MADISON, WI, AUGUST 13, 2007-- In the Southwestern U.S., land managers face equally critical and difficult decisions when it comes to their ranges. The region is known for its climate variability which has strong influences and impacts on range conditions. Access to the latest climate and range science information is vital for managers to make effective short and long-term decisions. An experiential learning exercise was held at a meeting in January, 2006 to open communication between land managers and scientists about climate and range science concepts.
The main objective of the exercise was to challenge range managers to explore how long-term temperature changes and precipitation distribution may impact their management strategies. Adjustment of planning time was also stressed for adaptation to climatic conditions. Participants explored potential plans for rangelands under changing climates. Description and outcomes of this event were published in the 2007 volume 36 of Journal of Natural Resources and Life Sciences Education.
The exercise consisted of several rounds where management decisions had to be made in certain climate conditions. Groups of five to 10 individuals were given situational and financial restraints with a 1,000 acre parcel of land. Its condition was determined by chance for six decision periods that represented 60 years. Each round, groups discussed potential changes to and transitions of their land based on interactions between its initial state, any disturbances and the data of climate changes by each decade. The groups used management strategies to either keep their land in its original state or improve its condition. The purpose of this exercise was to give an opportunity to investigate the complexities in range management decisions based on climate change at the small group level.
According to the study's authors, the exercise was valuable to its participants who took an active role in making management decisions. They became more comfortable with the concepts of climate change, working with state and transition models and working together with scientists and/or land managers. It was also effective in increasing awareness of the impacts of long-term temperature and precipitation changes on their management strategies.
Evaluation results indicated that the exercise was useful in creating small group discussions between scientists and managers on the complex interactions between short and long-term climate changes and management decisions. It also identified strengths and weaknesses of the state and transition approach and highlighting information gaps for everyday decision making.

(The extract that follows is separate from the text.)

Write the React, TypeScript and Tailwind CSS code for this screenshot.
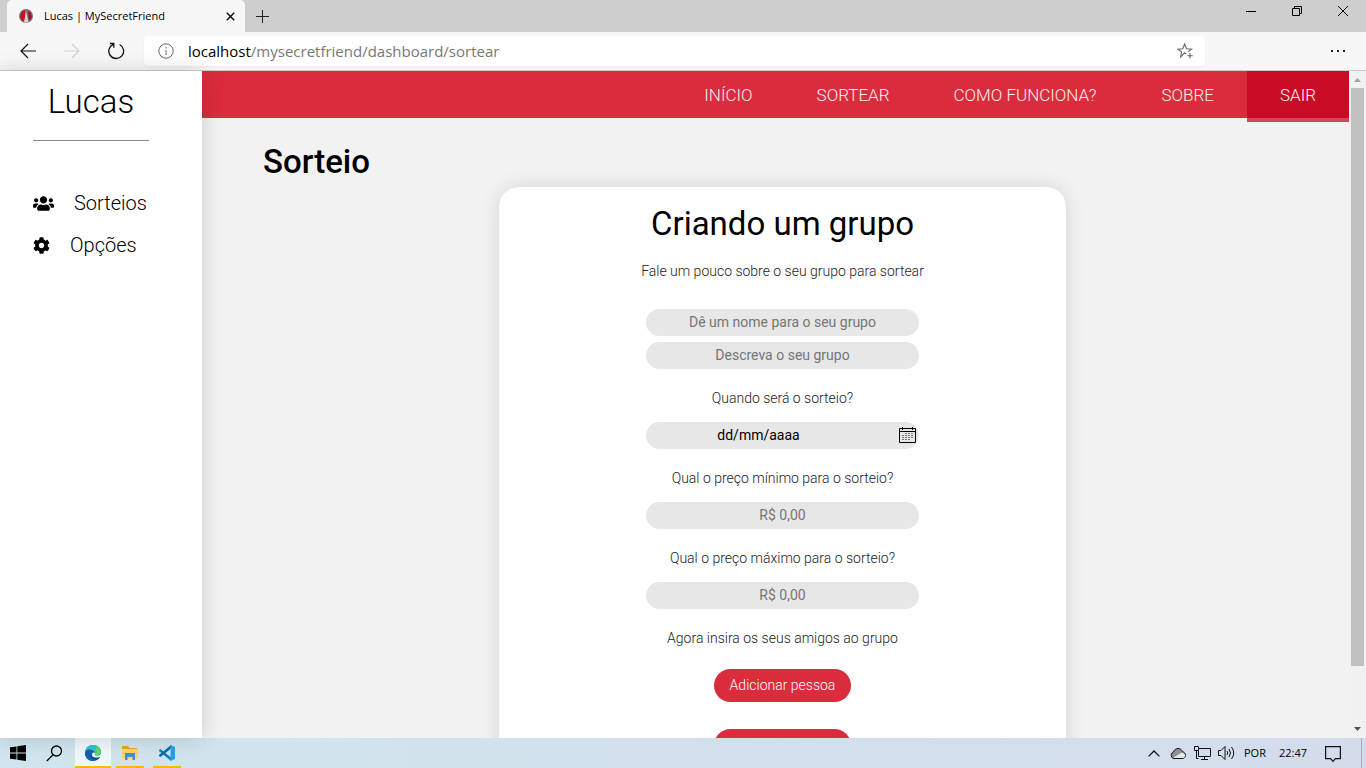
import React from "react";
import { FaUsers, FaCog } from "react-icons/fa";

const ui = "font-['Open_Sans','Noto_Sans',sans-serif]";

function Favicon() {
  return (
    <svg width="14" height="14" viewBox="0 0 14 14" aria-hidden="true">
      <circle cx="7" cy="7" r="7" fill="#7d7375" />
      <path d="M3 2.500 6 1v11L3.500 12 1 8z" fill="#c11226" />
      <path d="m9 1.500 3 3 .8 4L10 12z" fill="#9d1325" />
      <path d="M7 2 5 13.500h4.500z" fill="#d9d6d6" />
    </svg>
  );
}

function TitleBar() {
  return (
    <div className="flex h-8 shrink-0 items-stretch bg-[#cecece]">
      <div className="ml-[7px] flex w-[238px] items-center rounded-t-[5px] bg-[#f7f7f7] pl-3 pr-2.5">
        <Favicon />
        <span className="ml-[11px] flex-1 text-[11px] text-black">Lucas | MySecretFriend</span>
        <button aria-label="Fechar guia">
          <svg width="9" height="9" viewBox="0 0 9 9" stroke="#111" strokeWidth="1.500">
            <path d="m.8.8 7.400 7.400M8.200.8.8 8.200" />
          </svg>
        </button>
      </div>
      <button aria-label="Nova guia" className="ml-[11px]">
        <svg width="13" height="13" viewBox="0 0 13 13" stroke="#222" strokeWidth="1">
          <path d="M6.500 0v13M0 6.500h13" />
        </svg>
      </button>
      <div className="mb-2.5 ml-auto mr-[18px] flex items-center gap-9">
        <button aria-label="Minimizar">
          <svg width="10" height="10" viewBox="0 0 10 10" stroke="#000">
            <path d="M0 5.500h10" />
          </svg>
        </button>
        <button aria-label="Restaurar">
          <svg width="10" height="10" viewBox="0 0 10 10" fill="none" stroke="#000">
            <path d="M.5 2.500h7v7h-7zM2.500 2.500v-2h7v7h-2" />
          </svg>
        </button>
        <button aria-label="Fechar">
          <svg width="10" height="10" viewBox="0 0 10 10" stroke="#000">
            <path d="m0 0 10 10M10 0 0 10" />
          </svg>
        </button>
      </div>
    </div>
  );
}

function Toolbar() {
  return (
    <div className="flex h-[39px] shrink-0 items-center border-b border-[#cbcbcb] bg-[#f7f7f7] px-5">
      <button aria-label="Voltar">
        <svg width="16" height="16" viewBox="0 0 16 16" fill="none" stroke="#111" strokeWidth="1.200">
          <path d="M16 8H1M8 1 1 8l7 7" />
        </svg>
      </button>
      <button aria-label="Avançar" className="ml-7">
        <svg width="16" height="16" viewBox="0 0 16 16" fill="none" stroke="#d2d2d2" strokeWidth="1.200">
          <path d="M0 8h15M8 1l7 7-7 7" />
        </svg>
      </button>
      <button aria-label="Atualizar" className="ml-7">
        <svg width="17" height="18" viewBox="0 0 17 18" fill="none" stroke="#111" strokeWidth="1.300">
          <path d="M11.600 2.500a7.400 7.400 0 1 1-6.300-.2M1.800 1.500h4v4.300" />
        </svg>
      </button>
      <div className="ml-[19px] mr-[125px] flex h-[30px] flex-1 items-center rounded bg-white pl-[14px] pr-3 shadow-xs">
        <svg width="16" height="16" viewBox="0 0 16 16" fill="none" stroke="#666" aria-hidden="true">
          <circle cx="8" cy="8" r="7.200" />
          <path d="M8 7v5M8 4v1.500" />
        </svg>
        <span className="ml-3.5 flex-1 text-[15px] text-[#777]">
          <span className="text-black">localhost</span>/mysecretfriend/dashboard/sortear
        </span>
        <button aria-label="Adicionar aos favoritos">
          <svg width="16" height="16" viewBox="0 0 16 16" fill="none" stroke="#666" strokeWidth="1.100">
            <path d="m9.300 11-1.800-1.200L3.600 14l1-5.100L1 6.200l4.700-.4L7.600 1l1.900 4.800 5 .3-3.600 2.800M13 10v5.500M10.300 12.800h5.400" />
          </svg>
        </button>
      </div>
      <button aria-label="Mais opções">
        <svg width="16" height="4" viewBox="0 0 16 4" fill="#222">
          <path d="M1 1h2v2H1zM7 1h2v2H7zM13 1h2v2h-2z" />
        </svg>
      </button>
    </div>
  );
}

function Sidebar() {
  return (
    <aside className="relative z-10 w-[202px] shrink-0 bg-white pl-[33px] pr-[53px] shadow-[0_0_20px_rgba(0,0,0,0.16)]">
      <h2 className="pt-[10px] text-center text-[33px] font-light leading-[42px] text-black">Lucas</h2>
      <hr className="mt-[17px] border-[#8b8b8b]" />
      <nav className="mt-[50px] flex flex-col gap-[18px] text-[20px] font-light leading-6 text-black">
        <a href="#sorteios" className="flex items-center gap-5">
          <FaUsers className="h-[17px] w-[21px]" />
          Sorteios
        </a>
        <a href="#opcoes" className="flex items-center gap-5">
          <FaCog className="size-[17px]" />
          Opções
        </a>
      </nav>
    </aside>
  );
}

function TopNav() {
  return (
    <nav className="flex h-[47px] justify-end bg-[#da2c3d] text-[17px] font-light leading-[49px] text-[#fdeef0]">
      <a href="#inicio" className="px-8">INÍCIO</a>
      <a href="#sortear" className="px-8">SORTEAR</a>
      <a href="#como-funciona" className="px-8">COMO FUNCIONA?</a>
      <a href="#sobre" className="px-[33px]">SOBRE</a>
      <a href="#sair" className="-mb-1 h-[51px] border-b-4 border-[#d4455b] bg-[#c90c26] px-[33px]">SAIR</a>
    </nav>
  );
}

const field =
  "h-[27px] w-full rounded-full bg-[#e7e7e7] pb-0.5 text-center text-[14px] font-normal text-black outline-none placeholder:text-[#757575]";
const label = "mt-[19px] mb-[13px] block text-[14px] font-light leading-[21px] text-[#222]";

function CalendarIcon() {
  return (
    <svg width="17" height="17" viewBox="0 0 17 17" fill="none" stroke="#000" aria-hidden="true">
      <path d="M.5 1.500h16v14H.5zM.5 4.500h16M3.500 0v3M13.500 0v3" />
      <path d="M6 6.500h9M3 8.500h12M3 10.500h12M3 12.500h9" stroke="#777" strokeDasharray="2 1" />
    </svg>
  );
}

function GroupForm() {
  return (
    <form className="mx-auto mt-1 w-[567px] max-w-full rounded-[20px] bg-white pt-[14px] text-center shadow-[0_0_20px_rgba(0,0,0,0.12)]">
      <h2 className="text-[33px] font-normal leading-[46px] text-black">Criando um grupo</h2>
      <p className="mt-[14px] text-[14px] font-light leading-[21px] text-[#222]">
        Fale um pouco sobre o seu grupo para sortear
      </p>
      <div className="mx-auto mt-[27px] w-[273px]">
        <input aria-label="Nome do grupo" placeholder="Dê um nome para o seu grupo" className={field} />
        <input aria-label="Descrição do grupo" placeholder="Descreva o seu grupo" className={`${field} mt-1.5`} />
        <label htmlFor="data" className={label}>Quando será o sorteio?</label>
        <div className="flex h-[27px] items-center rounded-full bg-[#e7e7e7] pr-[3px]">
          <input
            id="data"
            placeholder="dd/mm/aaaa"
            className="min-w-0 flex-1 bg-transparent pr-7 text-center text-[14px] text-black outline-none placeholder:text-black"
          />
          <button type="button" aria-label="Abrir calendário">
            <CalendarIcon />
          </button>
        </div>
        <label htmlFor="minimo" className={label}>Qual o preço mínimo para o sorteio?</label>
        <input id="minimo" placeholder="R$ 0,00" className={`${field} block`} />
        <label htmlFor="maximo" className={label}>Qual o preço máximo para o sorteio?</label>
        <input id="maximo" placeholder="R$ 0,00" className={`${field} block`} />
        <p className="mt-[19px] text-[14px] font-light leading-[21px] text-[#222]">Agora insira os seus amigos ao grupo</p>
        <div className="mt-5 flex flex-col items-center gap-[27px] pb-10">
          <button type="button" className="h-[33px] w-[137px] rounded-full bg-[#da2c3d] text-[14px] font-light text-white">
            Adicionar pessoa
          </button>
          <button type="submit" aria-label="Criar grupo" className="h-[33px] w-[137px] rounded-full bg-[#da2c3d]" />
        </div>
      </div>
    </form>
  );
}

function ScrollTrack() {
  return (
    <div className="flex w-[17px] shrink-0 flex-col items-center justify-between bg-[#f1f1f1] pb-[7px] pt-[7px]" aria-hidden="true">
      <svg width="7" height="4" viewBox="0 0 7 4" fill="#a3a3a3"><path d="M0 4 3.500 0 7 4z" /></svg>
      <div className="mb-[61px] mt-1.5 w-[13px] flex-1 bg-[#c1c1c1]" />
      <svg width="7" height="4" viewBox="0 0 7 4" fill="#505050"><path d="m0 0 3.500 4L7 0z" /></svg>
    </div>
  );
}

function EdgeLogo() {
  return (
    <svg width="16" height="16" viewBox="0 0 16 16" aria-hidden="true">
      <circle cx="8" cy="8" r="8" fill="#1475c8" />
      <path d="M0 8C0 3.500 3.500 0 8 0s8 3 8 6.500S13 11 10.500 10.500C9 10 10 9.500 10 8S8 5 5 5 0 6.500 0 8z" fill="#35c1c9" />
      <path d="M11 .6c3 1 5 3.300 5 6S13.500 11 11 10.600C9 10 10.200 9.500 10 8c1-2 2-5 1-7.400z" fill="#5fd56d" />
      <path d="M0 8c.5-3 3-4 5.500-3.500C8 5 9.500 6.500 9.800 8 7 6 5 8.500 6 11c1 2.500 3 4 5 4.300C5 17.500 0 13.500 0 8z" fill="#1062ae" />
      <path d="M7 8.300C5.500 10 8 12.800 12 12.500c1.500 0 2.500-.5 3-.5-1 1.700-2.300 2.700-4 2.900C6 14.500 4 10.500 7 8.300z" fill="#15478f" />
      <path d="M7.500 8c1-1 2.300-.6 2.500.2.100 1-.9 1.500.1 2.200 2 1 4.700.3 5.900-1.400v2.200c-3 2.200-8.500 1.600-8.900-.7-.2-1 0-1.800.4-2.500z" fill="#f0f7fa" />
    </svg>
  );
}

function FolderLogo() {
  return (
    <svg width="16" height="14" viewBox="0 0 16 14" aria-hidden="true">
      <path d="M0 0h6l1.500 2H15v3H0z" fill="#e8a51b" />
      <path d="M0 3h16v10H0z" fill="#ffd466" />
      <path d="M3 7h10v7h-2.500v-3h-5v3H3z" fill="#3a91dc" />
    </svg>
  );
}

function CodeLogo() {
  return (
    <svg width="16" height="16" viewBox="0 0 16 16" aria-hidden="true">
      <path d="m0 5 1.500-1L12 12.500V16L0 6z" fill="#137dc4" />
      <path d="m0 11 1.500 1L12 3.500V0L0 10z" fill="#0869ae" />
      <path d="m11.500 0 4.500 2v12l-4.500 2z" fill="#289fe5" />
    </svg>
  );
}

function Taskbar() {
  return (
    <footer className={`flex h-[30px] shrink-0 items-stretch bg-linear-to-r from-[#d0e5ed] to-[#d4dcec] text-black ${ui}`}>
      <button aria-label="Iniciar" className="ml-2.5">
        <svg width="16" height="16" viewBox="0 0 16 16"><path d="M0 2.300 6.500 1.400v6.200H0zM7.300 1.300 16 0v7.600H7.300zM0 8.400h6.500v6.200L0 13.700zM7.300 8.400H16V16l-8.700-1.300z" /></svg>
      </button>
      <button aria-label="Pesquisar" className="ml-5">
        <svg width="17" height="17" viewBox="0 0 17 17" fill="none" stroke="#000" strokeWidth="1.300">
          <circle cx="10.500" cy="6" r="5" /><path d="M7 9.800.8 16" />
        </svg>
      </button>
      <button aria-label="Edge" className="ml-3 flex w-9 items-center justify-center border-b-2 border-[#ffb900] bg-[#f0f7fa] pt-px"><EdgeLogo /></button>
      <button aria-label="Explorador" className="ml-[5px] flex w-7 items-center justify-center border-b-2 border-[#ffb900] pt-px"><FolderLogo /></button>
      <button aria-label="Code" className="ml-[9px] flex w-7 items-center justify-center border-b-2 border-[#ffb900] pt-px"><CodeLogo /></button>
      <div className="ml-auto flex items-center">
        <svg width="12" height="7" viewBox="0 0 12 7" fill="none" stroke="#111" strokeWidth="1.300"><path d="m.6 6.400 5.400-5.400 5.400 5.400" /></svg>
        <svg className="ml-2.5" width="16" height="11" viewBox="0 0 16 11">
          <path d="M4 10.500a3.300 3.300 0 0 1-.6-6.400C4.500 1.500 6 .5 8 .5c2.300 0 3.800 1.300 4.400 3.200 4 .6 4 6.500 0 6.800z" fill="#8f8f8f" stroke="#111" />
          <path d="m3 10 7-4.500c2-1.500 5-.5 5 2 0 1.500-1 2.500-2.500 2.500z" fill="#e8e8e8" />
        </svg>
        <svg className="ml-2" width="17" height="14" viewBox="0 0 17 14" fill="none" stroke="#111">
          <path d="M5 2.500h11.500v8H4.500V5M10.500 10.500v3M7 13.500h7M.5.500h4v4h-4zM2.500 4.500v8h2" />
        </svg>
        <svg className="ml-[7px]" width="17" height="14" viewBox="0 0 17 14" fill="none" stroke="#111">
          <path d="M.5 4.500H3l4-4v13l-4-4H.500zM9 5q1.500 2 0 4M11 3q3 4 0 8M13.500 1q4.500 6 0 12" />
        </svg>
        <span className="ml-[9px] text-[11px]">POR</span>
        <span className="ml-[13px] text-[11px]">22:47</span>
        <svg className="ml-[18px] mt-0.5" width="16" height="17" viewBox="0 0 16 17" fill="none" stroke="#111" strokeWidth="1.200">
          <path d="M.6.600h14.800v12h-5L8 15.400l-2.400-2.800h-5z" />
        </svg>
        <span className="ml-5 mr-1 h-[30px] w-px bg-[#a5adbb]" />
      </div>
    </footer>
  );
}

export default function App() {
  return (
    <div className="flex h-screen flex-col overflow-hidden">
      <header className={`shrink-0 ${ui}`}>
        <TitleBar />
        <Toolbar />
      </header>
      <div className="flex min-h-0 flex-1 font-[Roboto,sans-serif]">
        <Sidebar />
        <div className="min-w-0 flex-1 overflow-hidden bg-[#f2f2f2]">
          <TopNav />
          <main className="pl-[61px] pr-[47px] pt-[22px]">
            <h1 className="text-[33px] font-medium leading-[43px] text-black">Sorteio</h1>
            <GroupForm />
          </main>
        </div>
        <ScrollTrack />
      </div>
      <Taskbar />
    </div>
  );
}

Though designed for use in semi-desert grasslands, the exercise could be adapted for use in any part of the country. Required adaptations would include selecting a local major land resource area (MLRA); modifying the initial state of the parcel, the management objectives, and the potential environmental disturbances appropriate for the area. Relevant temperature and precipitation datasets would need to be developed based on climate change projections for the region also.
The adapted exercise is equally appropriate for use by land managers or by undergraduate college classes studying land management issues. Experiential learning is a more effective teaching method than expository instruction, it allows critical thinking, improves communication skills among participants, and actively engages learners.